The draft law stipulates that both the MC and the EJCB will not have separate secretariats formed by the MC and the EJCB themselves, which are made available to them (employed) by the SCM (art. 7 paragraph (11) and art. 17 paragraph (2)). The draft law does not expressly provide where the bodies that will carry out the evaluation will be located, but art. 17 paragraph (1) of the draft law provides that the technical support of the EJCB is provided by the SCM. The draft law provides in art. 17 paragraph (2) that the EJCB will be assisted by a secretariat employed by the SCM, composed of at least 3 persons. Based on the evaluation criteria for integrity, even in the light version of the current draft law, the workload to prepare files is far too big for 3 persons. Given the high workload of the evaluation, the small staff allocated, as well as the fact that the SCM members themselves will be subject to evaluation, will decisively affect the independence and efficiency of the evaluation process.

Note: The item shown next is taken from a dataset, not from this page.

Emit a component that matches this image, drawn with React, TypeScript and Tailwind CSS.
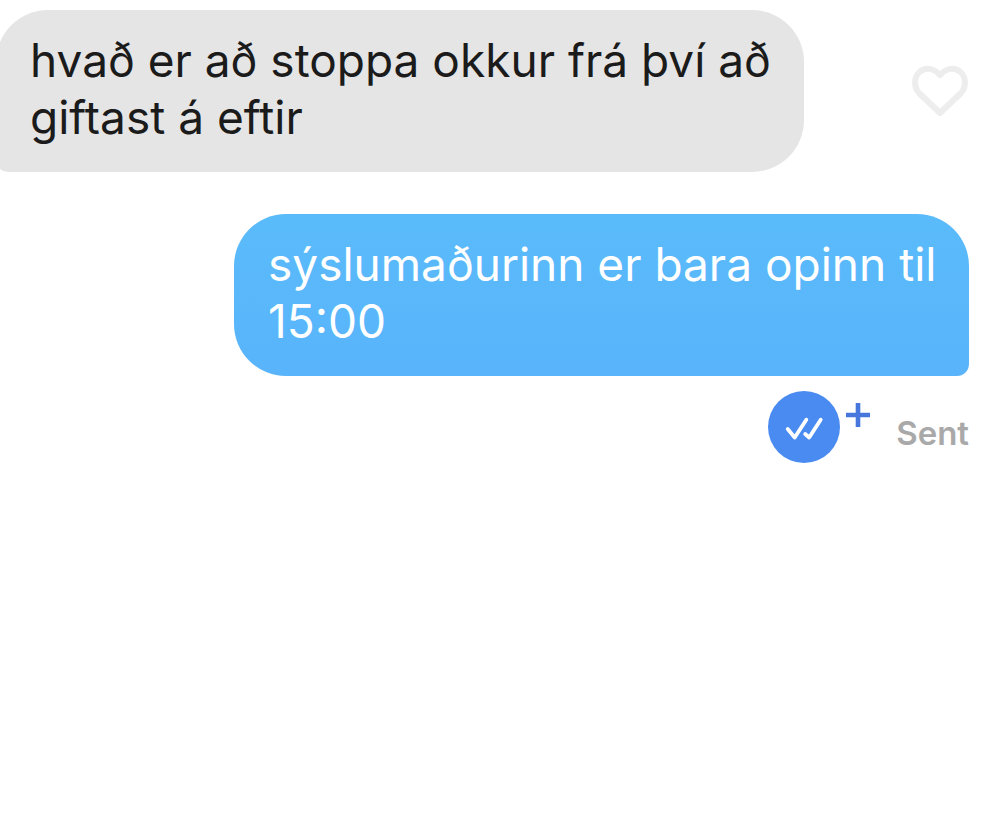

The draft law provides in art. 26 paragraph (4) that the EJCB decisions on the failure to pass the evaluation will not lead to the dismissal of the judge. This will require the decision of another body, the Judges’ Disciplinary Board, to be issued following a disciplinary procedure. This fact in itself undermines the evaluation mechanism, as the Disciplinary Board or, de facto, the Judicial Inspection may block any dismissal of judges who did not promote the evaluation. If after the integrity assessment it has already been found that the judge is not integer, it is not clear why there is still a need for a decision in this regard, especially since the EJCB decisions can be appealed to the SCM and subsequently to the Special Appeal Board of the Chisinau District Appeal Court (SAB).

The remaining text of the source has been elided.